À l’occasion du Conseil des ministres du 30 juillet, Emmanuel Macron a déploré que l’Union européenne, visée par 15 % de surtaxes, n’ait pas été assez « crainte » dans ses négociations commerciales avec les Etats-Unis. Néanmoins, le président de la République a rappelé que de « nouvelles exemptions » pouvaient encore être obtenues. L’accord-cadre signé entre les Etats-Unis et l’Union européenne doit encore être précisé et certains secteurs comme l’aéronautique peuvent être exemptés.

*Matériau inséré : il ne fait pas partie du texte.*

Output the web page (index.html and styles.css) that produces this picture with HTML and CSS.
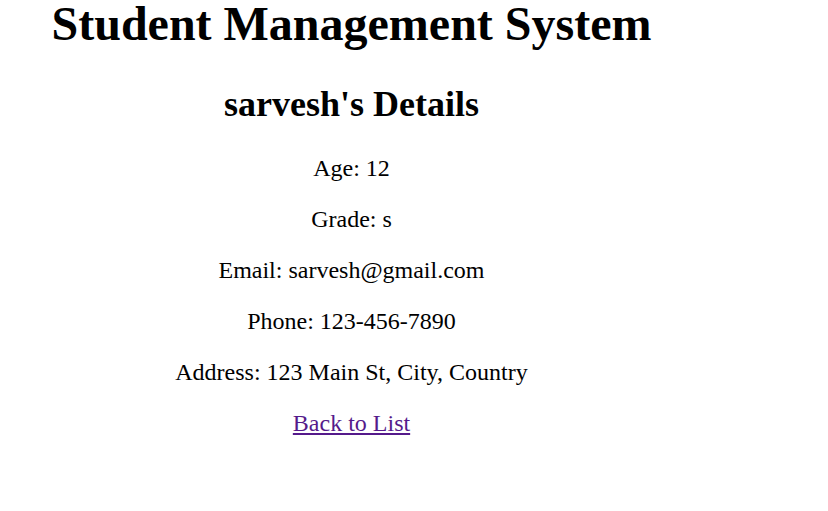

Après une réunion à Bercy réunissant les professions touchées par les droits de douane, le ministre du Commerce extérieur, Laurent Saint-Martin, a indiqué que la France « pousse » pour que les vins et spiritueux soient exemptés. La ministre de l’Agriculture, Annie Genevard, a déclaré qu’il « pourrait y avoir un accord » sur les spiritueux. Selon les négociateurs européens, les vins et spiritueux devraient faire partie des produits sur lesquels s’appliqueront des droits de douane dès le 1er août. « On continue les négociations avec nos partenaires américains. Notre objectif, c’est d’avoir des exemptions sur ces produits » a indiqué un porte-parole de la Commission européenne ce jeudi 31 juillet.
Les sénateurs pessimistes sur l’issue des négociations
« Je suis plutôt inquiet sur la nature des négociations car la fermeté affichée du côté des Etats-Unis laisse peu d’espoir », juge François Patriat, président du groupe macroniste au Sénat et sénateur de la Côte d’Or. Également vice-président du groupe d’étude sur le vin du Sénat, il rappelle que la filière viticole est déjà sujette à des droits de douane à hauteur de 10 % depuis avril.
L’accord conclu dimanche entre Donald Trump et Ursula von der Leyen a certes permis « d’éviter le désastre » selon la Fédération des exportateurs de vins et de spiritueux, mais le déroulement des négociations a envoyé un message négatif sur la position américaine. « Je ne suis pas du tout confiant pour le vin, à mon avis la messe est dite on va prendre 15 % de taxes, et 15 % ce n’est pas tenable pour la filière. A chaque fois qu’il y a eu des tensions avec les Etats-Unis, le vin a été ciblé », rappelle le sénateur socialiste de l’Aude, Sébastien Pla, également viticulteur. En mars, alors que la commission européenne avait dévoilé ses premières contre-mesures pour répondre aux premières menaces américaines, Donald Trump avait menacé les vins et spiritueux de droits de douane de 200 %.
Selon un diplomate européen proche des négociations et interrogé par Reuters, des négociations spécifiques sur les droits de douane applicables aux spiritueux devraient avoir lieu à l’automne.
Une filière dépendante des exportations
« Je sais le volontarisme du gouvernement sur le sujet, mais je ne pense pas que ce sera suffisant », estime Sébastien Pla. Le sénateur de l’Aude évoque les effets désastreux que pourraient avoir les droits de douane sur une « filière qui souffre énormément ». « Ça va freiner les exportations vers les Etats-Unis qui sont un marché fiable qui valorise très bien les vins. On risque aussi un redéploiement sur le marché national qui est déjà très en difficulté », explique Sébastien Pla.
Une exemption permettrait donc à la filière de respirer. En effet, les vins et spiritueux français représentent environ la moitié des exportations d’alcool de l’Union européenne vers les Etats-Unis. 1,5 milliard d’euros pour les spiritueux et 2,4 milliards d’euros pour le vin. La filière viticole est particulièrement dépendante du marché américain qui représente un tiers des exportations françaises. L’application de droits de douane à hauteur de 15 % risquerait donc d’alimenter la crise multifactorielle qui touche la filière. En effet, le cognac fait déjà l’objet de droits de douane chinois de 32,2 % en moyenne depuis le 5 juillet
Néanmoins, alors que la filière est déjà exposée à des taxes de 10 %, la filière viticole américaine pourrait venir en soutien des exportations françaises. Des négociations ont été anticipées avec les importateurs », rapporte Sébastien Pla. Aux Etats-Unis, les importateurs réalisent une marge entre 20 et 30 % sur les vins européens. « On peut partager les risques et le coût des taxes avec les importateurs qui peuvent atténuer leur marge. Même avec des droits de douane à hauteur de 15 % c’est compliqué mais pas insurmontable », espère François Patriat.